La CP en fournit une parfaite illustration, avec l’abandon d’une grande partie des lignes locales, le pays étant couvert par un réseau dense (et efficace) de liaisons par cars de grand tourisme (avec WiFi à bord !), qui profitent du réseau autoroutier le plus dense d’Europe. A Lisbonne, le maire socialiste, Antonio Costa, veut instaurer un péage urbain à l’entrée de la ville, pour financer les investissements indispensables dans les transports publics.
Même si les dirigeants syndicaux ont laissé planer la menace d’une nouvelle grève générale, il est peu probable que le mouvement social ait un impact sur le budget d’austérité 2012 que l’Assemblée nationale doit voter fin novembre. Contraint par l’accord avec ses bailleurs de fonds internationaux (le Portugal a dû faire appel à une aide financière de 74 milliards d’euros), le gouvernement a choisi de préserver grosso modo les effectifs de la fonction publique (qui ont presque doublé depuis la révolution d’avril 1974) mais d’en réduire le train de vie : baisse des salaires et retraites (au-dessus d’un certain seuil), suppression « temporaire » des « subsides de Noël et des vacances » (13e et 14e mois) notamment.
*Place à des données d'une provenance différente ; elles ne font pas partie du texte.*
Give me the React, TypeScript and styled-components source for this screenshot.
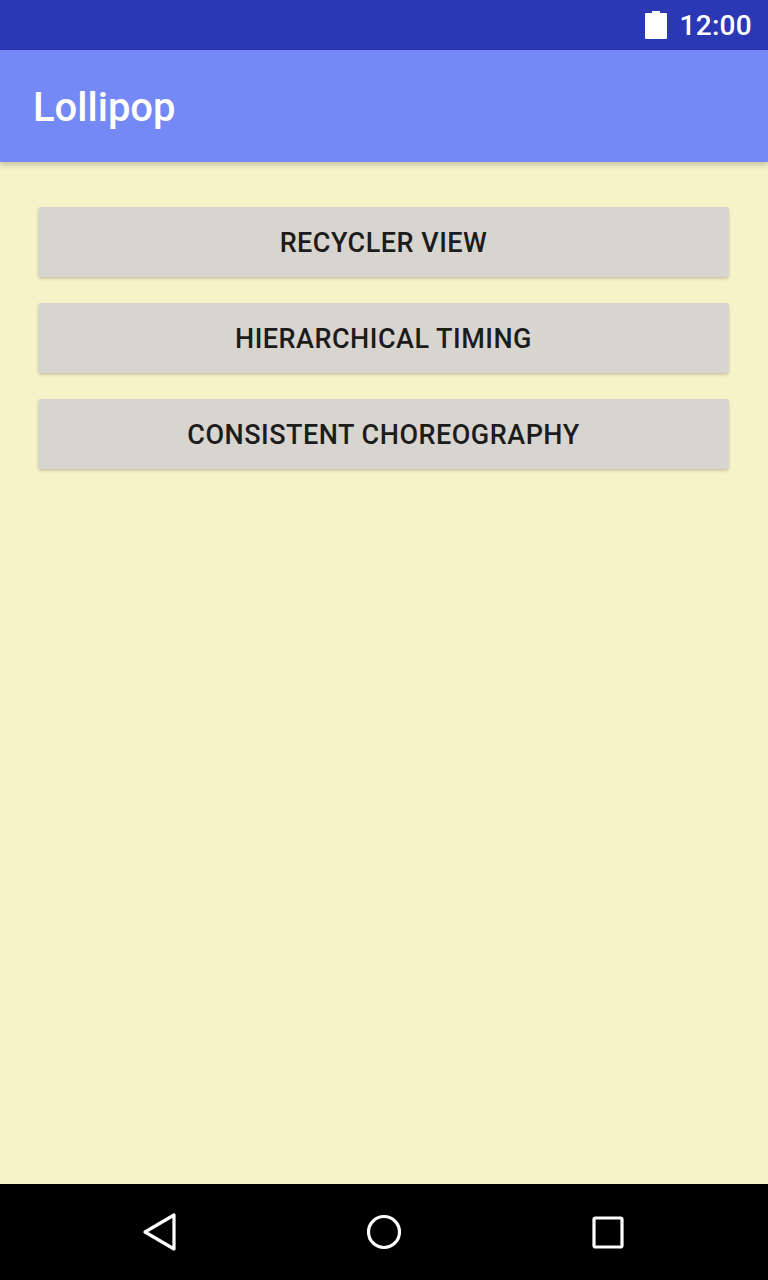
import styled, { createGlobalStyle } from 'styled-components';

const GlobalStyle = createGlobalStyle`
  html, body {
    margin: 0;
    padding: 0;
    background: #f7f3c9;
    font-family: Roboto, "Noto Sans", "Liberation Sans", sans-serif;
  }
`;

const Screen = styled.div`
  width: 768px;
  height: 1280px;
  display: flex;
  flex-direction: column;
  background: #f7f3c9;
`;

const StatusBar = styled.div`
  height: 50px;
  background: #2b38b4;
  display: flex;
  align-items: center;
  justify-content: flex-end;
  gap: 12px;
  padding-right: 16px;
  color: #ffffff;
`;

const Clock = styled.span`
  font-size: 28px;
  font-weight: 500;
  letter-spacing: 0.3px;
`;

const AppBar = styled.header`
  height: 112px;
  background: #7489f5;
  display: flex;
  align-items: center;
  padding-left: 33px;
  box-shadow: 0 3px 6px rgba(0, 0, 0, 0.2);
  position: relative;
  z-index: 1;
`;

const Title = styled.h1`
  margin: 0;
  margin-top: 2px;
  font-size: 40px;
  font-weight: 500;
  color: #ffffff;
`;

const Content = styled.main`
  flex: 1;
  display: flex;
  flex-direction: column;
  gap: 26px;
  padding: 45px 39px 0 38px;
`;

const ActionButton = styled.button`
  height: 70px;
  border: none;
  border-radius: 3px;
  background: #d8d5d0;
  box-shadow: 0 2px 3px rgba(0, 0, 0, 0.18);
  font-family: Roboto, "Noto Sans", "Liberation Sans", sans-serif;
  font-size: 27px;
  font-weight: 500;
  color: #1c1c1c;
  text-transform: uppercase;
  letter-spacing: 0.5px;
  padding-top: 3px;
  cursor: pointer;
`;

const NavBar = styled.nav`
  height: 96px;
  background: #000000;
  display: grid;
  grid-template-columns: 1fr 1fr 1fr;
  align-items: center;
  justify-items: center;
  padding: 0 48px;
`;

const NavIcon = styled.svg`
  width: 40px;
  height: 40px;
  fill: none;
  stroke: #ffffff;
  stroke-width: 3.2;
  stroke-linejoin: round;
`;

function BatteryIcon() {
  return (
    <svg width="22" height="28" viewBox="0 0 22 28">
      <rect x="7" y="0" width="8" height="3" fill="#ffffff" />
      <rect x="0" y="2" width="22" height="26" rx="1" fill="#ffffff" />
    </svg>
  );
}

const items = ['Recycler View', 'Hierarchical Timing', 'Consistent Choreography'];

export default function App() {
  return (
    <>
      <GlobalStyle />
      <Screen>
        <StatusBar>
          <BatteryIcon />
          <Clock>12:00</Clock>
        </StatusBar>
        <AppBar>
          <Title>Lollipop</Title>
        </AppBar>
        <Content>
          {items.map((label) => (
            <ActionButton key={label}>{label}</ActionButton>
          ))}
        </Content>
        <NavBar>
          <NavIcon viewBox="0 0 40 40">
            <path d="M34 3 L34 37 L5 20 Z" />
          </NavIcon>
          <NavIcon viewBox="0 0 40 40">
            <circle cx="20" cy="20" r="15.5" />
          </NavIcon>
          <NavIcon viewBox="0 0 40 40">
            <rect x="6" y="6" width="28" height="29" rx="1.5" />
          </NavIcon>
        </NavBar>
      </Screen>
    </>
  );
}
En dehors du secteur public des transports, la participation à la grève semble avoir été particulièrement élevée dans l’enseignement. Notamment dans les universités (frappées par une forte hausse des frais de scolarité), ce qui est plutôt inédit, et dans les hôpitaux publics, menacés d’effondrement financier à brève échéance en raison d’une dette cumulée de 1,2 milliard d’euros. Il s’agit de deux domaines où le secteur public est soumis, de longue date, à la concurrence du privé.
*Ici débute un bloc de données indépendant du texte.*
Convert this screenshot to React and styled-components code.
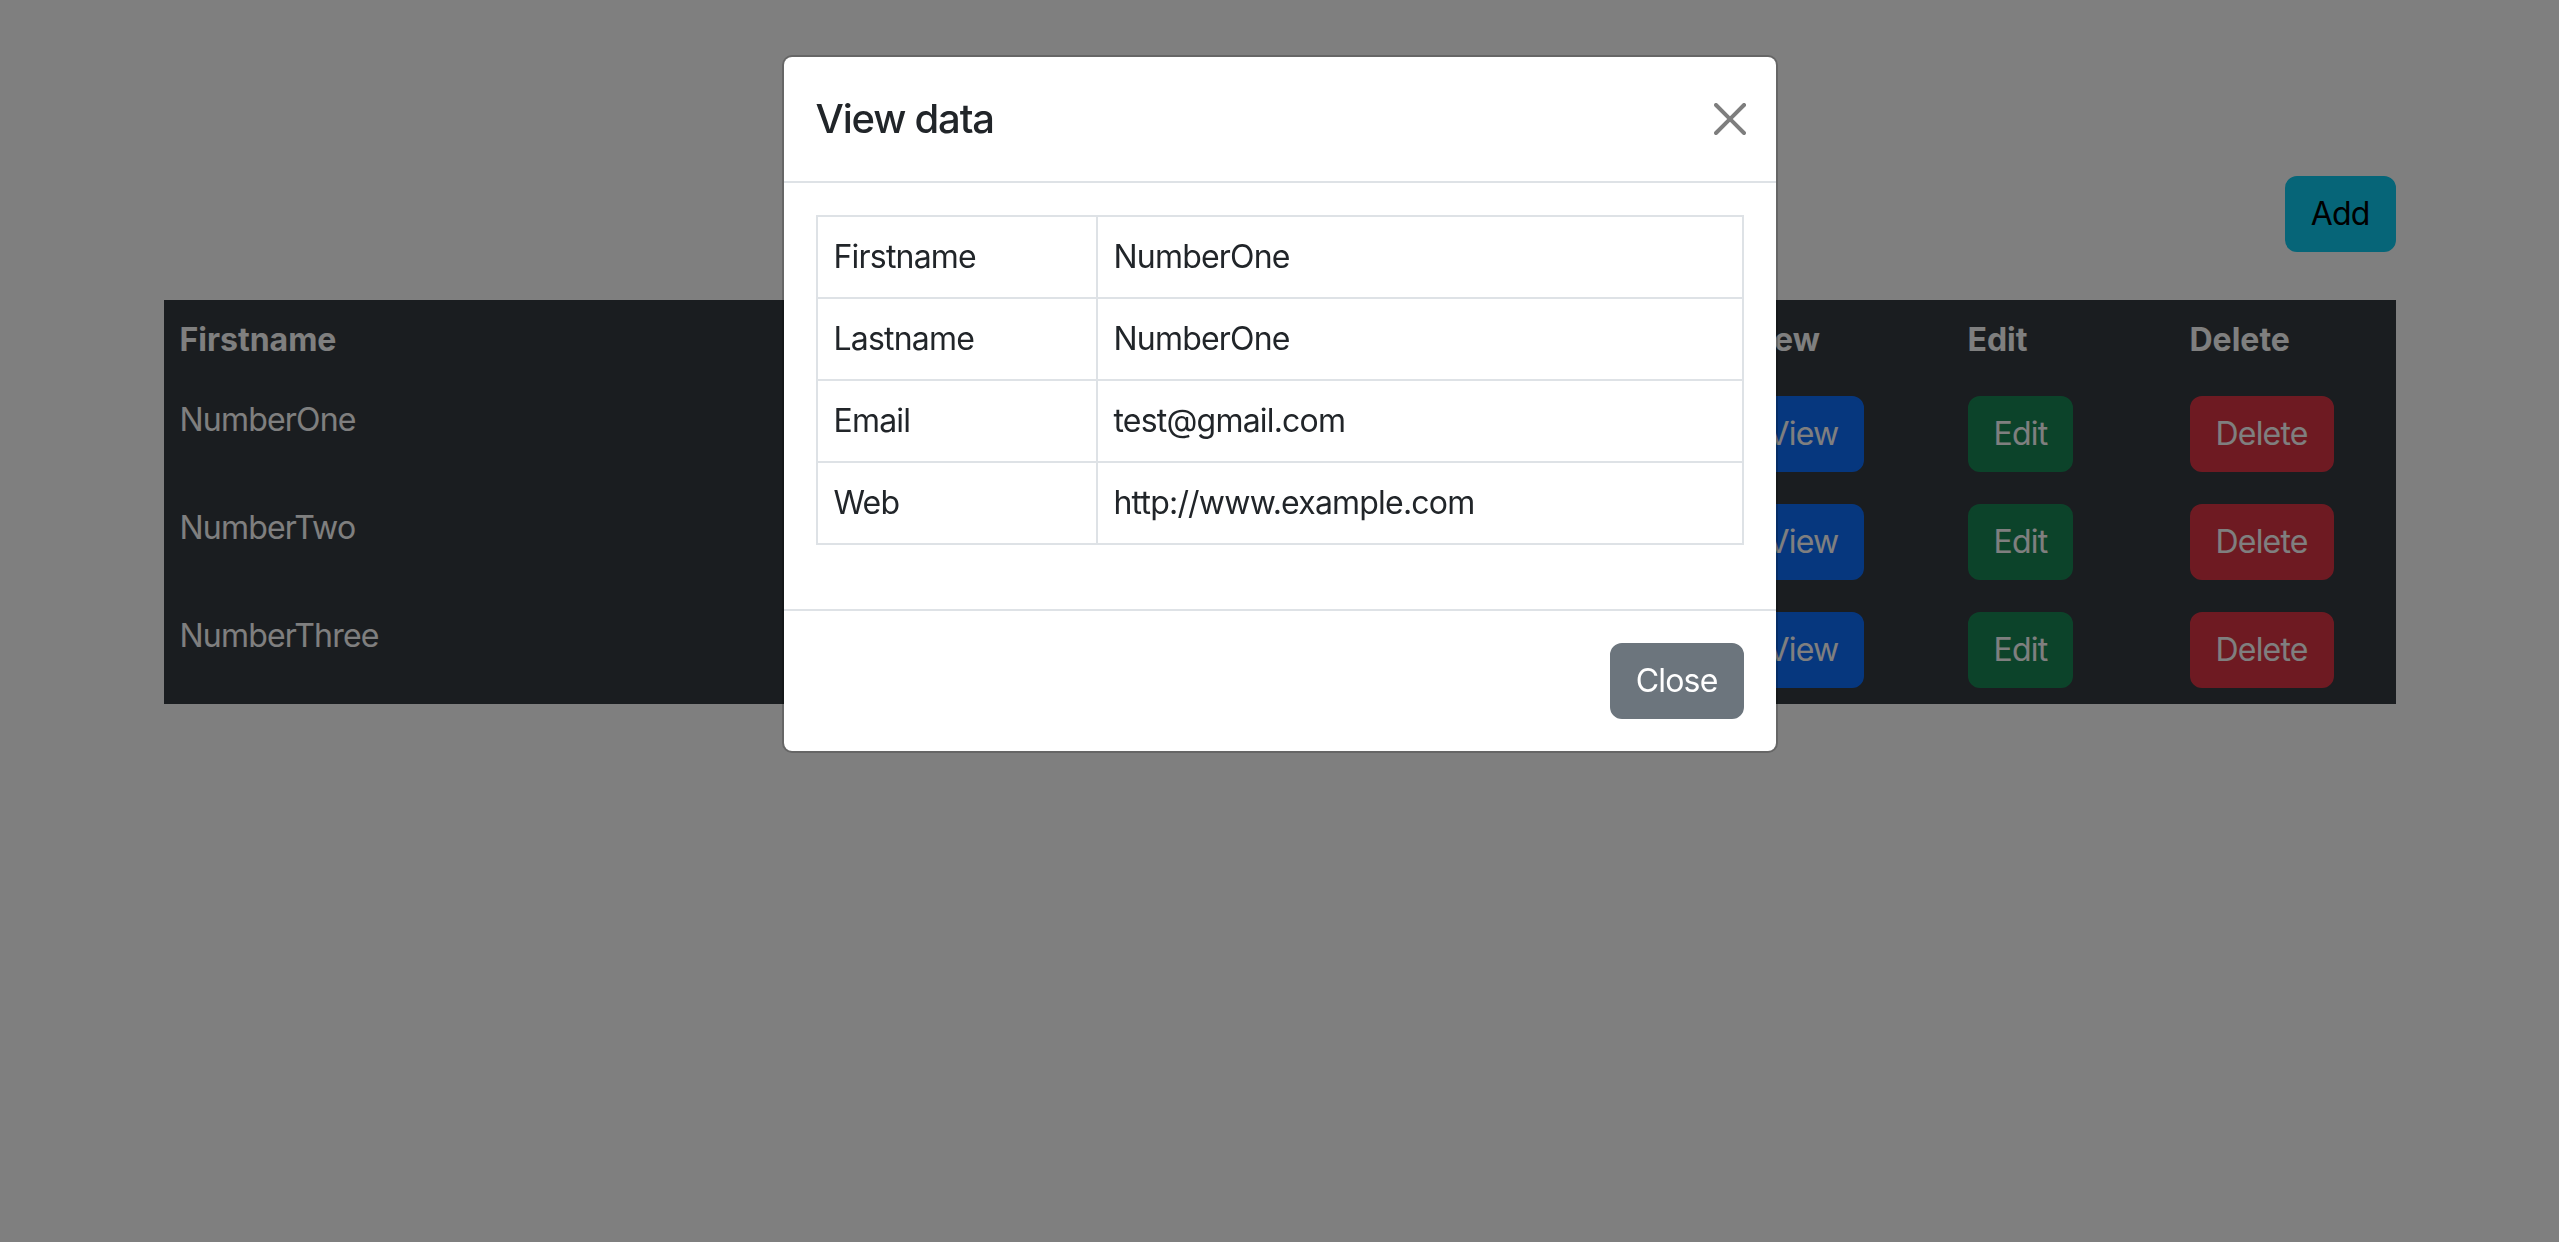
import React from "react";
import styled, { createGlobalStyle } from "styled-components";

const GlobalStyle = createGlobalStyle`
  *, *::before, *::after {
    box-sizing: border-box;
  }
  body {
    margin: 0;
    background: #ffffff;
    color: #212529;
    font-family: Inter, "Noto Sans", "Liberation Sans", sans-serif;
    font-size: 32px;
    line-height: 48px;
    letter-spacing: -0.025em;
    overflow: hidden;
  }
`;

const Container = styled.div`
  width: 2280px;
  margin: 0 auto;
  padding: 176px 24px 0;
`;

const Toolbar = styled.div`
  display: flex;
  justify-content: flex-end;
  margin-bottom: 48px;
`;

const colors = {
  primary: ["#0d6efd", "#ffffff"],
  success: ["#198754", "#ffffff"],
  danger: ["#dc3545", "#ffffff"],
  info: ["#0dcaf0", "#000000"],
  secondary: ["#6c757d", "#ffffff"],
};

const Button = styled.button`
  display: inline-block;
  padding: 12px 24px;
  font-family: inherit;
  font-size: 32px;
  line-height: 48px;
  font-weight: 400;
  letter-spacing: inherit;
  color: ${(p) => colors[p.$variant][1]};
  background: ${(p) => colors[p.$variant][0]};
  border: 2px solid ${(p) => colors[p.$variant][0]};
  border-radius: 12px;
  cursor: pointer;
`;

const DarkTable = styled.table`
  width: 100%;
  table-layout: fixed;
  border-collapse: collapse;
  background: #343a40;
  color: #ffffff;

  th,
  td {
    padding: 16px;
    text-align: left;
    vertical-align: top;
  }
  th {
    font-weight: 700;
    letter-spacing: 0;
  }
`;

const Backdrop = styled.div`
  position: fixed;
  inset: 0;
  background: rgba(0, 0, 0, 0.5);
`;

const ModalWrap = styled.div`
  position: fixed;
  inset: 0;
`;

const Dialog = styled.div`
  width: 996px;
  margin: 55px auto 0;
  background: #ffffff;
  border: 2px solid rgba(0, 0, 0, 0.2);
  border-radius: 10px;
  background-clip: padding-box;
`;

const Header = styled.div`
  display: flex;
  align-items: center;
  padding: 32px;
  border-bottom: 2px solid #dee2e6;
`;

const Title = styled.h5`
  margin: 0;
  font-size: 40px;
  line-height: 60px;
  font-weight: 500;
  letter-spacing: -0.03em;
  color: #212529;
`;

const CloseX = styled.button`
  box-sizing: content-box;
  width: 32px;
  height: 32px;
  padding: 8px;
  margin: -16px -10px -16px auto;
  border: 0;
  background: transparent;
  opacity: 0.5;
  cursor: pointer;
  display: flex;
  align-items: center;
  justify-content: center;
`;

const Body = styled.div`
  padding: 32px;
`;

const InfoTable = styled.table`
  width: 100%;
  border-collapse: collapse;
  margin-bottom: 32px;
  color: #212529;

  td {
    border: 2px solid #dee2e6;
    padding: 16px;
    vertical-align: top;
  }
  td:first-child {
    width: 280px;
  }
`;

const Footer = styled.div`
  display: flex;
  justify-content: flex-end;
  padding: 24px;
  border-top: 2px solid #dee2e6;

  & > * {
    margin: 8px;
  }
`;

const users = ["NumberOne", "NumberTwo", "NumberThree"];

const details = [
  ["Firstname", "NumberOne"],
  ["Lastname", "NumberOne"],
  ["Email", "test@gmail.com"],
  ["Web", "http://www.example.com"],
];

export default function App() {
  return (
    <>
      <GlobalStyle />
      <Container>
        <Toolbar>
          <Button $variant="info">Add</Button>
        </Toolbar>
        <DarkTable>
          <colgroup>
            <col />
            <col style={{ width: 226 }} />
            <col style={{ width: 222 }} />
            <col style={{ width: 222 }} />
          </colgroup>
          <thead>
            <tr>
              <th>Firstname</th>
              <th>View</th>
              <th>Edit</th>
              <th>Delete</th>
            </tr>
          </thead>
          <tbody>
            {users.map((name) => (
              <tr key={name}>
                <td>{name}</td>
                <td>
                  <Button $variant="primary">View</Button>
                </td>
                <td>
                  <Button $variant="success">Edit</Button>
                </td>
                <td>
                  <Button $variant="danger">Delete</Button>
                </td>
              </tr>
            ))}
          </tbody>
        </DarkTable>
      </Container>

      <Backdrop />
      <ModalWrap>
        <Dialog>
          <Header>
            <Title>View data</Title>
            <CloseX aria-label="Close">
              <svg width="32" height="32" viewBox="0 0 16 16" fill="#000">
                <path d="M.293.293a1 1 0 0 1 1.414 0L8 6.586 14.293.293a1 1 0 1 1 1.414 1.414L9.414 8l6.293 6.293a1 1 0 0 1-1.414 1.414L8 9.414l-6.293 6.293a1 1 0 0 1-1.414-1.414L6.586 8 .293 1.707a1 1 0 0 1 0-1.414z" />
              </svg>
            </CloseX>
          </Header>
          <Body>
            <InfoTable>
              <tbody>
                {details.map(([k, v]) => (
                  <tr key={k}>
                    <td>{k}</td>
                    <td>{v}</td>
                  </tr>
                ))}
              </tbody>
            </InfoTable>
          </Body>
          <Footer>
            <Button $variant="secondary">Close</Button>
          </Footer>
        </Dialog>
      </ModalWrap>
    </>
  );
}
Faits assez rares dans ce pays pour être soulignés, des échauffourées ont opposé manifestants et policiers devant le palais de Sao Bento, siège du Parlement, et des cocktails Molotov ont été lancés contre trois agences des impôts à Lisbonne. Guère de traces par contre, sauf résiduelles, de la « geraçao a rasca », dont la mobilisation spontanée et massive avait anticipé, avant même la Puerta del Sol à Madrid, l’émergence du mouvement des « Indignés » en Europe.